Vulnerable taxpayers face growing risks as the continued freeze on the personal allowance is expected to push around 780,000 low-income earners into the tax system by 2029/30.
Many will be people earning only slightly above the minimum wage, often working zero-hours contracts or combining multiple part-time roles. For individuals already balancing essential living costs, entering the tax system introduces new financial and administrative pressures.
Demand for support is already rising. TaxAid has reported a 58% increase in demand over the past three years, assisting more than 18,000 people last year alone. The threshold freeze is likely to accelerate this trend. According to the Office for Budget Responsibility, the personal allowance would otherwise be almost £5,000 higher by 2030/31, effectively increasing tax liabilities for lower earners.
Existing taxpayers are also affected, as wage increases gradually push them into higher tax bands while thresholds remain unchanged. Pensioners face particular challenges. By 2027/28, the full new state pension is expected to exceed the personal allowance, potentially leaving some pensioners with unexpected tax bills and complex assessments, particularly those with health or accessibility needs.

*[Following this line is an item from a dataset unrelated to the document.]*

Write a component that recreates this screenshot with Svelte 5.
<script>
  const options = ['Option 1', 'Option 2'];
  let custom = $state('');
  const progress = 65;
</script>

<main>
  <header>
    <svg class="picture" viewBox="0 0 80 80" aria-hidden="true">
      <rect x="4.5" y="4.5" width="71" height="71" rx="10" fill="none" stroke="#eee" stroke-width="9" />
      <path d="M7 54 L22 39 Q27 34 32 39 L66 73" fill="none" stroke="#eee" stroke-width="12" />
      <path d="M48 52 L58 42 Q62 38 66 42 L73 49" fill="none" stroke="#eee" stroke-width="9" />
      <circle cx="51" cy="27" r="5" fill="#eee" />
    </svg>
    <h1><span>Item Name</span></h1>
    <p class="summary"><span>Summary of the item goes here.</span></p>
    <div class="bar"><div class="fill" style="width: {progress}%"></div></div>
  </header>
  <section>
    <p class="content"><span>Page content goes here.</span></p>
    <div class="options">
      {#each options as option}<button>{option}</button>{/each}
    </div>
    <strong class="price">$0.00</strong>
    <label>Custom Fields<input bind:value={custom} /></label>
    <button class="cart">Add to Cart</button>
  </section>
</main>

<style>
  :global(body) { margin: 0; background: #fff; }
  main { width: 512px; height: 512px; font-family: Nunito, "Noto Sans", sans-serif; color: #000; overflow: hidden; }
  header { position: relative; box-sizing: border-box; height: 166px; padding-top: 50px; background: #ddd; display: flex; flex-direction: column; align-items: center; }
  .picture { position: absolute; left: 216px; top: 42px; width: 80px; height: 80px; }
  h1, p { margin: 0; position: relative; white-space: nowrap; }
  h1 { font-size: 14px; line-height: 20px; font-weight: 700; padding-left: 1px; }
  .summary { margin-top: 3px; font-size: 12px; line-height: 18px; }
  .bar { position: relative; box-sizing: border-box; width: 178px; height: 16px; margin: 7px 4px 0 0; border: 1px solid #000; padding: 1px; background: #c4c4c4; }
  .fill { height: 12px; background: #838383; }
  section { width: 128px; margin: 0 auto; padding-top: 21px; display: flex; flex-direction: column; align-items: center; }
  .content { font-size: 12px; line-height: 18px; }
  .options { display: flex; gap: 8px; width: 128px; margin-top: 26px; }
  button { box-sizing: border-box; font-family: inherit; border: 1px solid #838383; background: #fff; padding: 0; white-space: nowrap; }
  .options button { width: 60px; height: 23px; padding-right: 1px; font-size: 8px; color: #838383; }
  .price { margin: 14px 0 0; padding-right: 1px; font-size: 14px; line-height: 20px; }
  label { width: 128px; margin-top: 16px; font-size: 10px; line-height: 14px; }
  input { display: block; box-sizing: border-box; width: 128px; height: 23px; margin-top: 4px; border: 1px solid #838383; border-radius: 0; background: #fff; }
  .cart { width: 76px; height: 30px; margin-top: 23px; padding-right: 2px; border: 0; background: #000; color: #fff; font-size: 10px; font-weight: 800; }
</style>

The rollout of Making Tax Digital (MTD) adds further pressure. From April 2026, self-employed individuals and landlords earning over £50,000 must submit quarterly digital updates, with the threshold reducing to £30,000 from April 2027. Many vulnerable taxpayers lack digital skills or reliable internet access, increasing the risk of non-compliance and unexpected tax debts.
Additional measures, including higher property tax rates from 2027, may indirectly increase living costs if landlords pass on higher tax burdens through rent rises.
However, some reforms offer support. Proposed loan charge resolution measures and stronger action against tax avoidance promoters represent positive steps towards protecting vulnerable taxpayers from unfair financial hardship.